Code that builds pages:
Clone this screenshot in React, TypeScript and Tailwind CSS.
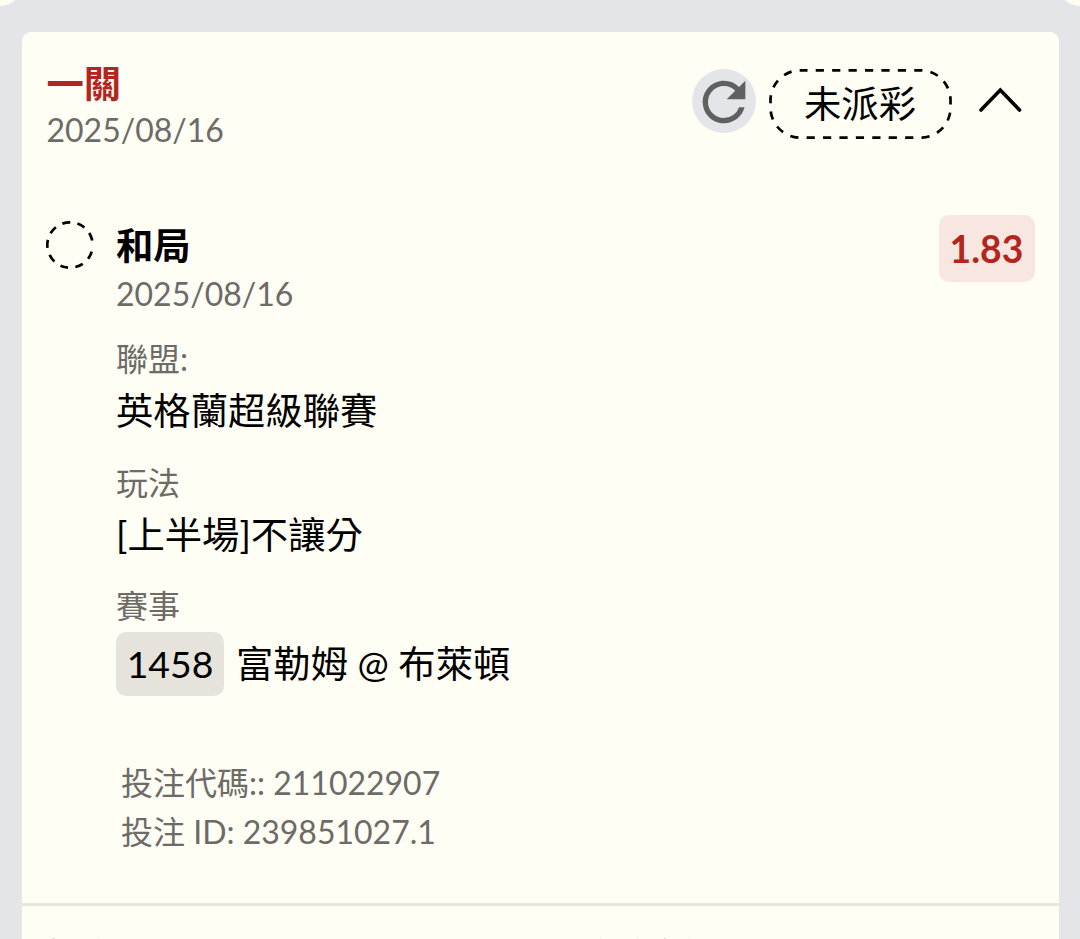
import type { ReactNode } from "react";
import { MdRefresh } from "react-icons/md";

const bet = {
  title: "一關",
  date: "2025/08/16",
  status: "未派彩",
  pick: "和局",
  odds: "1.83",
  league: "英格蘭超級聯賽",
  market: "[上半場]不讓分",
  matchNo: "1458",
  match: "富勒姆 @ 布萊頓",
  code: "211022907",
  id: "239851027.1",
};

function StatusPill({ children }: { children: ReactNode }) {
  return (
    <div className="relative flex h-[70px] w-[183px] items-center justify-center text-[37.33px] leading-[48px]">
      <svg className="absolute inset-0" width="183" height="70" fill="none">
        <rect
          x="1.5"
          y="1.3"
          width="180"
          height="67.4"
          rx="30"
          stroke="#000"
          strokeWidth="2.7"
          strokeDasharray="8.2 8.22"
          strokeDashoffset="1.2"
        />
      </svg>
      <span>{children}</span>
    </div>
  );
}

function PendingCircle() {
  return (
    <svg className="mt-[-3px] shrink-0" width="50" height="50" viewBox="0 0 50 50" fill="none">
      <circle
        cx="25"
        cy="25"
        r="22.7"
        stroke="#000"
        strokeWidth="2.7"
        strokeDasharray="8 7.3 8 7.3 8 7.3 8 7.3 8 7.3 8 7.3 8 7.3 8 7.3 8 40"
        transform="rotate(17 25 25)"
      />
    </svg>
  );
}

function Field({ label, children }: { label: string; children: ReactNode }) {
  return (
    <div>
      <p className="text-[32px] leading-[48px] text-[#6c6b67]">{label}</p>
      {children}
    </div>
  );
}

export default function App() {
  return (
    <div className="relative h-[939px] w-[1080px] overflow-hidden bg-[#e4e5e8] px-[21.5px] pt-8 font-[Lato,'Noto_Sans_CJK_TC',sans-serif] text-black">
      {/* notches of the ticket above */}
      <div className="absolute -top-[38px] -left-[22px] size-11 rounded-full bg-[#fffef5]" />
      <div className="absolute -top-[38px] -right-[22px] size-11 rounded-full bg-[#fffef5]" />

      <div className="h-[960px] rounded-t-[9px] bg-[#fffef5]">
        <header className="flex h-[191px] items-start justify-between pt-7 pr-[37px] pl-[25px]">
          <div>
            <h1 className="text-[37.33px] leading-[47px] font-bold text-[#b3261e]">{bet.title}</h1>
            <p className="text-[32px] leading-[46px] text-[#6c6b67]">{bet.date}</p>
          </div>
          <div className="flex items-start pt-[9px]">
            <button className="flex size-16 items-center justify-center rounded-full bg-[#e4e5e8] pt-[2px]">
              <MdRefresh className="size-16 shrink-0 text-[#5f6062]" />
            </button>
            <div className="ml-[13px]">
              <StatusPill>{bet.status}</StatusPill>
            </div>
            <svg className="mt-[17px] ml-[26px]" width="44" height="28" fill="none">
              <path d="M3 24 22.3 4 41.5 24" stroke="#000" strokeWidth="3.6" strokeLinecap="round" />
            </svg>
          </div>
        </header>

        <section className="flex h-[536px] items-start pr-6 pl-[23.5px]">
          <PendingCircle />
          <div className="ml-[21px] flex-1">
            <h2 className="text-[37.33px] leading-[46px] font-bold">{bet.pick}</h2>
            <p className="text-[32px] leading-[50px] text-[#6c6b67]">{bet.date}</p>
            <div className="mt-4 flex flex-col gap-[19.5px]">
              <Field label="聯盟:">
                <p className="text-[37.33px] leading-[56px]">{bet.league}</p>
              </Field>
              <Field label="玩法">
                <p className="text-[37.33px] leading-[56px]">{bet.market}</p>
              </Field>
              <Field label="賽事">
                <p className="mt-0.5 flex items-center text-[37.33px] leading-[64px]">
                  <span className="mr-3 w-[108px] rounded-[10px] bg-[#e6e3dd] text-center">{bet.matchNo}</span>
                  {bet.match}
                </p>
              </Field>
            </div>
          </div>
          <div className="-mt-2 h-[67px] w-24 rounded-[10px] bg-[#f8e6e0] text-center text-[37.33px] leading-[67px] font-bold text-[#b3261e]">
            {bet.odds}
          </div>
        </section>

        <div className="h-36 pl-[99.5px] text-[32px] leading-[48.5px] text-[#6c6b67]">
          <p>投注代碼:: {bet.code}</p>
          <p>投注 ID: {bet.id}</p>
        </div>

        <footer className="grid grid-cols-2 border-t-[3px] border-[#e8e5df] pt-6 pl-[25px] text-[32px] leading-[48px] text-[#6c6b67]">
          <span>投注</span>
          <span className="pl-[-3px]">最高獎金額</span>
        </footer>
      </div>
    </div>
  );
}
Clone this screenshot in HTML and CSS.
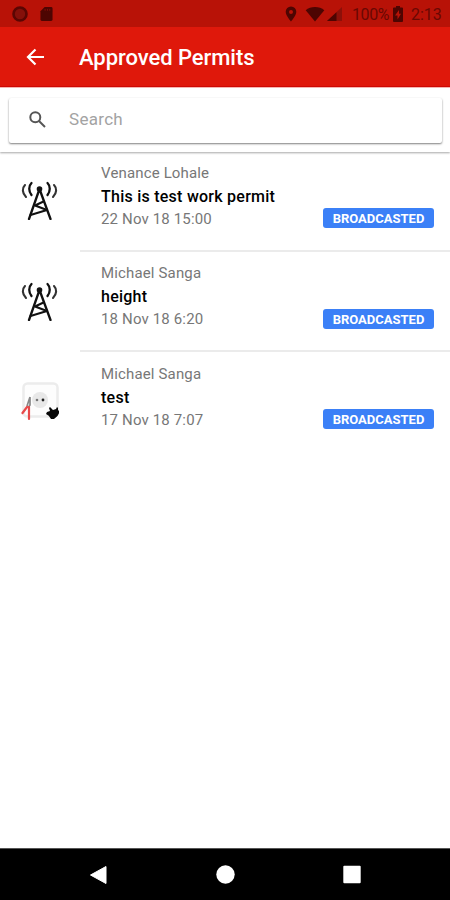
FILE: index.html
```html
<!DOCTYPE html>
<html lang="en">

<head>
    <meta charset="UTF-8">
    <meta name="viewport" content="width=device-width, initial-scale=1.0">
    <title>Approved Permits</title>
    <link rel="stylesheet" href="styles.css">
</head>

<body>
    <svg class="sprite">
        <symbol id="tower" viewBox="0 0 38 40">
            <g fill="none" stroke="#111" stroke-linecap="round">
                <path d="M18.500 9 8 39M18.500 9 29.500 39" stroke-width="2.300" />
                <path d="M14 25.500 22.500 21.500M14 25.500 26 30M9.500 35 26 30" stroke-width="2" />
                <path d="M10.500 3C7.500 6 7.500 11 10.500 15M26.500 3C29.500 6 29.500 11 26.500 15" stroke-width="2.300" />
                <path d="M4 5C1 8 1 13 5 17M33 5C36 8 36 13 32 17" stroke="#333" stroke-width="2.100" />
            </g>
            <circle cx="18.500" cy="9" r="2.800" fill="#111" />
        </symbol>
    </svg>

    <div class="screen">
        <div class="status">
            <svg class="ring" viewBox="0 0 16 16"><circle cx="8" cy="8" r="6.500" fill="#85100a" stroke="#5a0603" stroke-width="2.600" /></svg>
            <svg class="card" viewBox="0 0 14 16"><path d="M5 0.500h7q1.500 0 1.500 1.500v12q0 1.500-1.500 1.500H2Q.5 15.500.5 14V5z" fill="#4d0502" /><path d="M5.500 2.500v2M8 2.500v2M10.500 2.500v2" stroke="#85100a" /></svg>
            <div class="right">
                <svg class="pin" viewBox="0 0 12 16"><path fill-rule="evenodd" d="M6 .5a5.300 5.300 0 0 0-5.300 5.300C.7 9.800 6 15.500 6 15.500s5.300-5.700 5.300-9.700A5.300 5.300 0 0 0 6 .5zm0 3.400a2 2 0 1 1 0 4 2 2 0 0 1 0-4z" /></svg>
                <svg class="wifi" viewBox="0 0 20 16"><path d="M10 15.500.7 4.200C5.500-.2 14.500-.2 19.300 4.200z" /></svg>
                <svg class="signal" viewBox="0 0 15 15"><path d="M15 0v14H0z" fill="#8c1009" /><path d="M9.500 5.200V14H0z" /></svg>
                <span class="percent">100%</span>
                <svg class="power" viewBox="0 0 10 16"><path fill-rule="evenodd" d="M3 0h4v1.500h2q1 0 1 1V15q0 1-1 1H1q-1 0-1-1V2.500q0-1 1-1h2zM6 4 2 9.500h2.500V13.500L8 7.800H6z" /></svg>
                <span class="time">2:13</span>
            </div>
        </div>

        <div class="header">
            <svg class="back" viewBox="0 0 20 18"><path d="M18 9H2.500M9.500 1.500 2 9l7.500 7.500" /></svg>
            <h1>Approved Permits</h1>
        </div>

        <div class="search">
            <div class="searchBox">
                <svg viewBox="0 0 17 17"><circle cx="6.300" cy="6.300" r="5" /><path d="m10 10 6 6" /></svg>
                <span>Search</span>
            </div>
        </div>

        <div class="list">
            <div class="permit">
                <svg class="icon"><use href="#tower" /></svg>
                <div class="info">
                    <div class="name">Venance Lohale</div>
                    <div class="title">This is test work permit</div>
                    <div class="date">22 Nov 18 15:00</div>
                    <span class="badge">BROADCASTED</span>
                </div>
            </div>
            <div class="permit">
                <svg class="icon"><use href="#tower" /></svg>
                <div class="info">
                    <div class="name">Michael Sanga</div>
                    <div class="title">height</div>
                    <div class="date">18 Nov 18 6:20</div>
                    <span class="badge">BROADCASTED</span>
                </div>
            </div>
            <div class="permit">
                <svg class="icon" viewBox="0 0 38 40">
                    <rect x="2.500" y="2.500" width="34" height="33" rx="4" fill="#fdfdfd" stroke="#ececec" stroke-width="2.500" />
                    <circle cx="19" cy="19" r="8" fill="#e8e8e8" />
                    <circle cx="16" cy="19" r="1.300" fill="#777" />
                    <circle cx="22" cy="19" r="1.400" fill="#222" />
                    <path d="M9 16v8l-2 3M9 16 6 25" fill="none" stroke="#888" stroke-width="1.700" />
                    <path d="M6 26 1.500 32M8 26v12" fill="none" stroke="#e8494a" stroke-width="2.200" stroke-linecap="round" />
                    <path d="m26 31 3-1-1-3 1-1 3 3 3-1 1-2 1 1v2l1 1q1 4-5 8l-3 0q-2-4-5-5z" fill="#080808" />
                </svg>
                <div class="info">
                    <div class="name">Michael Sanga</div>
                    <div class="title">test</div>
                    <div class="date">17 Nov 18 7:07</div>
                    <span class="badge">BROADCASTED</span>
                </div>
            </div>
        </div>

        <div class="navbar">
            <svg viewBox="0 0 20 20"><path d="M17 1.500v17L1.500 10z" stroke="#fff" stroke-linejoin="round" /></svg>
            <svg viewBox="0 0 20 20"><circle cx="9.500" cy="9.500" r="9.200" /></svg>
            <svg viewBox="0 0 20 20"><rect x="1.300" y="0.800" width="17.400" height="17.400" rx="1" /></svg>
        </div>
    </div>
</body>

</html>
```
FILE: styles.css
```css
body {
    margin: 0;
    font-family: Roboto, sans-serif;
    background: #fff;
}

.sprite {
    display: none;
}

.screen {
    width: 450px;
    height: 900px;
    display: flex;
    flex-direction: column;
    overflow: hidden;
}

.status {
    height: 27px;
    box-sizing: border-box;
    padding: 1px 9px 0 12px;
    display: flex;
    align-items: center;
    background: #b81207;
    color: #690803;
    fill: #4d0502;
    font-size: 16px;
}

.ring {
    width: 16px;
    height: 16px;
}

.card {
    width: 13px;
    height: 16px;
    margin-left: 12px;
}

.right {
    margin-left: auto;
    display: flex;
    align-items: center;
}

.pin {
    width: 12px;
    height: 16px;
}

.wifi {
    width: 20px;
    height: 16px;
    margin-left: 8px;
}

.signal {
    width: 15px;
    height: 15px;
    margin-left: 2px;
}

.percent {
    margin-left: 10px;
    width: 37px;
    letter-spacing: -0.4px;
}

.power {
    width: 10px;
    height: 16px;
    margin-left: 4px;
}

.time {
    margin-left: 8px;
    width: 30px;
}

.header {
    height: 60px;
    padding-left: 26px;
    display: flex;
    align-items: center;
    background: #df180b;
    box-shadow: inset 0 -1px #d20a05;
}

.back {
    width: 20px;
    height: 18px;
    fill: none;
    stroke: #fff;
    stroke-width: 2.2;
}

.header h1 {
    margin: 0 0 0 33px;
    font-size: 22px;
    font-weight: 500;
    letter-spacing: -0.05px;
    color: #fff;
}

.search {
    height: 65px;
    box-sizing: border-box;
    padding: 10px 8px 9px 9px;
    border-top: 1px solid #f6b5b1;
    box-shadow: 0 1px 2px rgba(0, 0, 0, 0.35);
}

.searchBox {
    height: 45px;
    box-sizing: border-box;
    padding: 0 0 3px 20px;
    display: flex;
    align-items: center;
    border-radius: 2px;
    box-shadow: 0 1px 2px rgba(0, 0, 0, 0.5);
    font-size: 17px;
    letter-spacing: 0.3px;
    color: #a3a3a3;
}

.searchBox svg {
    width: 17px;
    height: 17px;
    margin-right: 23px;
    fill: none;
    stroke: #555;
    stroke-width: 2;
}

.list {
    flex: 1;
    padding-top: 10px;
}

.permit {
    height: 100.7px;
    display: flex;
}

.icon {
    width: 38px;
    height: 40px;
    margin: 18px 20px 0 21px;
}

.info {
    flex: 1;
    padding-left: 22px;
    display: grid;
    grid-template-columns: 1fr auto;
    grid-template-rows: 21px 26px 19px 1fr;
    align-items: center;
    position: relative;
}

.permit:not(:last-child) .info::after {
    content: "";
    position: absolute;
    left: 1px;
    right: 0;
    bottom: 11px;
    height: 2px;
    background: #ebebeb;
}

.name,
.title {
    grid-column: 1 / 3;
}

.name,
.date {
    font-size: 15px;
    letter-spacing: 0.15px;
    color: #777;
}

.title {
    font-size: 16px;
    font-weight: 500;
    letter-spacing: 0.25px;
    color: #000;
}

.badge {
    width: 111px;
    height: 20px;
    margin: 0 16px 1px 0;
    border-radius: 3px;
    background: #3b80f7;
    color: #fff;
    font-size: 13px;
    font-weight: 700;
    line-height: 21px;
    text-align: center;
}

.navbar {
    height: 52px;
    box-sizing: border-box;
    padding: 0 88px 0 89px;
    display: flex;
    align-items: center;
    justify-content: space-between;
    background: #000;
    border-top: 1px solid #555;
}

.navbar svg {
    width: 20px;
    height: 20px;
    fill: #fff;
}
```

• SET EXERCISE: Repeat the listing above exactly from its first line to the line containing "-top-[38px] -right-[22px] size-11", both included, and omit the pictures.

• WRITTEN RESPONSE:
Clone this screenshot in React, TypeScript and Tailwind CSS.
import type { ReactNode } from "react";
import { MdRefresh } from "react-icons/md";

const bet = {
  title: "一關",
  date: "2025/08/16",
  status: "未派彩",
  pick: "和局",
  odds: "1.83",
  league: "英格蘭超級聯賽",
  market: "[上半場]不讓分",
  matchNo: "1458",
  match: "富勒姆 @ 布萊頓",
  code: "211022907",
  id: "239851027.1",
};

function StatusPill({ children }: { children: ReactNode }) {
  return (
    <div className="relative flex h-[70px] w-[183px] items-center justify-center text-[37.33px] leading-[48px]">
      <svg className="absolute inset-0" width="183" height="70" fill="none">
        <rect
          x="1.5"
          y="1.3"
          width="180"
          height="67.4"
          rx="30"
          stroke="#000"
          strokeWidth="2.7"
          strokeDasharray="8.2 8.22"
          strokeDashoffset="1.2"
        />
      </svg>
      <span>{children}</span>
    </div>
  );
}

function PendingCircle() {
  return (
    <svg className="mt-[-3px] shrink-0" width="50" height="50" viewBox="0 0 50 50" fill="none">
      <circle
        cx="25"
        cy="25"
        r="22.7"
        stroke="#000"
        strokeWidth="2.7"
        strokeDasharray="8 7.3 8 7.3 8 7.3 8 7.3 8 7.3 8 7.3 8 7.3 8 7.3 8 40"
        transform="rotate(17 25 25)"
      />
    </svg>
  );
}

function Field({ label, children }: { label: string; children: ReactNode }) {
  return (
    <div>
      <p className="text-[32px] leading-[48px] text-[#6c6b67]">{label}</p>
      {children}
    </div>
  );
}

export default function App() {
  return (
    <div className="relative h-[939px] w-[1080px] overflow-hidden bg-[#e4e5e8] px-[21.5px] pt-8 font-[Lato,'Noto_Sans_CJK_TC',sans-serif] text-black">
      {/* notches of the ticket above */}
      <div className="absolute -top-[38px] -left-[22px] size-11 rounded-full bg-[#fffef5]" />
      <div className="absolute -top-[38px] -right-[22px] size-11 rounded-full bg-[#fffef5]" />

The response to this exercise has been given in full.